> _Goal of the exercise_
Determine how many lines contain the string "components". Reply with that figure and nothing else.

> _Information provided_
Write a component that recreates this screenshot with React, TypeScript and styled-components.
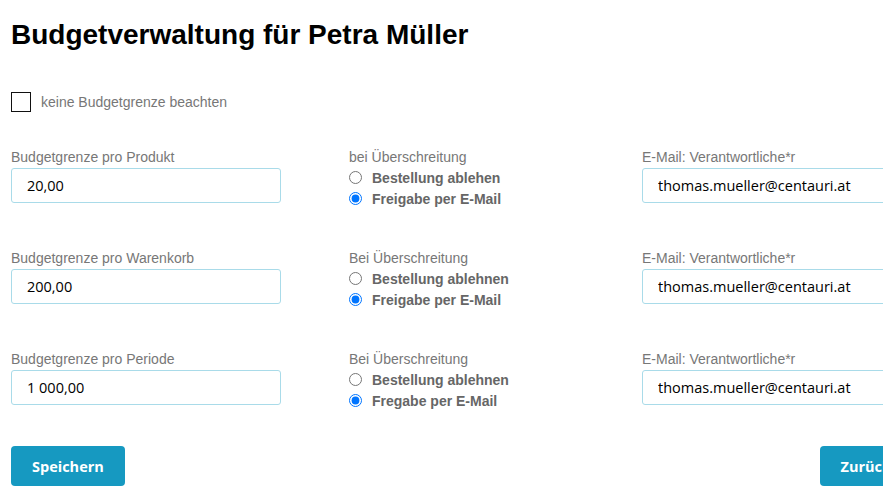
import React, { useState } from 'react';
import styled, { createGlobalStyle } from 'styled-components';

interface BudgetRow {
  label: string;
  exceedLabel: string;
  rejectLabel: string;
  approveLabel: string;
  value: string;
  email: string;
}

const rows: Array<BudgetRow> = [
  {
    label: 'Budgetgrenze pro Produkt',
    exceedLabel: 'bei Überschreitung',
    rejectLabel: 'Bestellung ablehen',
    approveLabel: 'Freigabe per E-Mail',
    value: '20,00',
    email: 'thomas.mueller@centauri.at',
  },
  {
    label: 'Budgetgrenze pro Warenkorb',
    exceedLabel: 'Bei Überschreitung',
    rejectLabel: 'Bestellung ablehnen',
    approveLabel: 'Freigabe per E-Mail',
    value: '200,00',
    email: 'thomas.mueller@centauri.at',
  },
  {
    label: 'Budgetgrenze pro Periode',
    exceedLabel: 'Bei Überschreitung',
    rejectLabel: 'Bestellung ablehnen',
    approveLabel: 'Fregabe per E-Mail',
    value: '1 000,00',
    email: 'thomas.mueller@centauri.at',
  },
];

const App: React.FC = () => {
  const [ignoreBudget, setIgnoreBudget] = useState<boolean>(false);
  const [modes, setModes] = useState<Array<string>>(['mail', 'mail', 'mail']);

  const setMode = (index: number, mode: string) => {
    setModes(modes.map((m, i) => (i === index ? mode : m)));
  };

  return (
    <>
      <GlobalStyle />
      <Page>
        <Title>Budgetverwaltung für Petra Müller</Title>

        <CheckRow onClick={() => setIgnoreBudget(!ignoreBudget)}>
          <CheckBox $checked={ignoreBudget}>{ignoreBudget ? '✓' : ''}</CheckBox>
          <CheckLabel>keine Budgetgrenze beachten</CheckLabel>
        </CheckRow>

        {rows.map((row, index) => (
          <Row key={`row-${index}`}>
            <Field>
              <FieldLabel>{row.label}</FieldLabel>
              <TextInput defaultValue={row.value} />
            </Field>
            <Field>
              <FieldLabel>{row.exceedLabel}</FieldLabel>
              <RadioLine>
                <Radio
                  type="radio"
                  name={`mode-${index}`}
                  checked={modes[index] === 'reject'}
                  onChange={() => setMode(index, 'reject')}
                />
                {row.rejectLabel}
              </RadioLine>
              <RadioLine>
                <Radio
                  type="radio"
                  name={`mode-${index}`}
                  checked={modes[index] === 'mail'}
                  onChange={() => setMode(index, 'mail')}
                />
                {row.approveLabel}
              </RadioLine>
            </Field>
            <Field>
              <FieldLabel>E-Mail: Verantwortliche*r</FieldLabel>
              <TextInput defaultValue={row.email} />
            </Field>
          </Row>
        ))}

        <ButtonBar>
          <Button>Speichern</Button>
          <Button>Zurück</Button>
        </ButtonBar>
      </Page>
    </>
  );
};

export default App;

const GlobalStyle = createGlobalStyle`
  html, body {
    margin: 0;
    padding: 0;
    background: #fff;
    overflow: hidden;
  }
  body {
    font-family: "Liberation Sans", Arial, sans-serif;
  }
`;

const Page = styled.div`
  width: 901px;
  padding: 20px 11px 0;
`;

const Title = styled.h1`
  margin: 0;
  font-size: 28px;
  line-height: 30px;
  font-weight: bold;
  color: #000;
`;

const CheckRow = styled.label`
  display: flex;
  align-items: center;
  gap: 10px;
  margin-top: 42px;
  cursor: pointer;
`;

const CheckBox = styled.span<{ $checked: boolean }>`
  box-sizing: border-box;
  width: 20px;
  height: 20px;
  border: 1.5px solid #111;
  display: flex;
  align-items: center;
  justify-content: center;
  font-size: 14px;
  color: ${(p) => (p.$checked ? '#1699c1' : 'transparent')};
`;

const CheckLabel = styled.span`
  font-size: 14px;
  color: #777;
`;

const Row = styled.div`
  display: grid;
  grid-template-columns: 338px 293px 270px;
  margin-top: 37px;

  & + & {
    margin-top: 40px;
  }
`;

const Field = styled.div`
  display: flex;
  flex-direction: column;
`;

const FieldLabel = styled.div`
  font-size: 14px;
  line-height: 16px;
  color: #777;
  margin-bottom: 3px;
`;

const TextInput = styled.input`
  box-sizing: border-box;
  width: 270px;
  height: 35px;
  padding: 0 15px;
  border: 1px solid #a9dbe9;
  border-radius: 3px;
  font-family: "Open Sans", sans-serif;
  font-size: 14.5px;
  color: #000;
  outline: none;
`;

const RadioLine = styled.label`
  display: flex;
  align-items: center;
  height: 21px;
  margin-top: -1px;
  margin-bottom: 1px;
  font-size: 14px;
  font-weight: bold;
  color: #666;
  cursor: pointer;
`;

const Radio = styled.input`
  width: 13px;
  height: 13px;
  margin: 0 10px 0 0;
`;

const ButtonBar = styled.div`
  display: flex;
  justify-content: space-between;
  margin-top: 34px;
`;

const Button = styled.button`
  height: 40px;
  padding: 0 21px;
  border: none;
  border-radius: 4px;
  background: #1699c1;
  color: #fff;
  font-family: "Open Sans", sans-serif;
  font-size: 14.5px;
  font-weight: bold;
  cursor: pointer;
`;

> _Output of the exercise_
2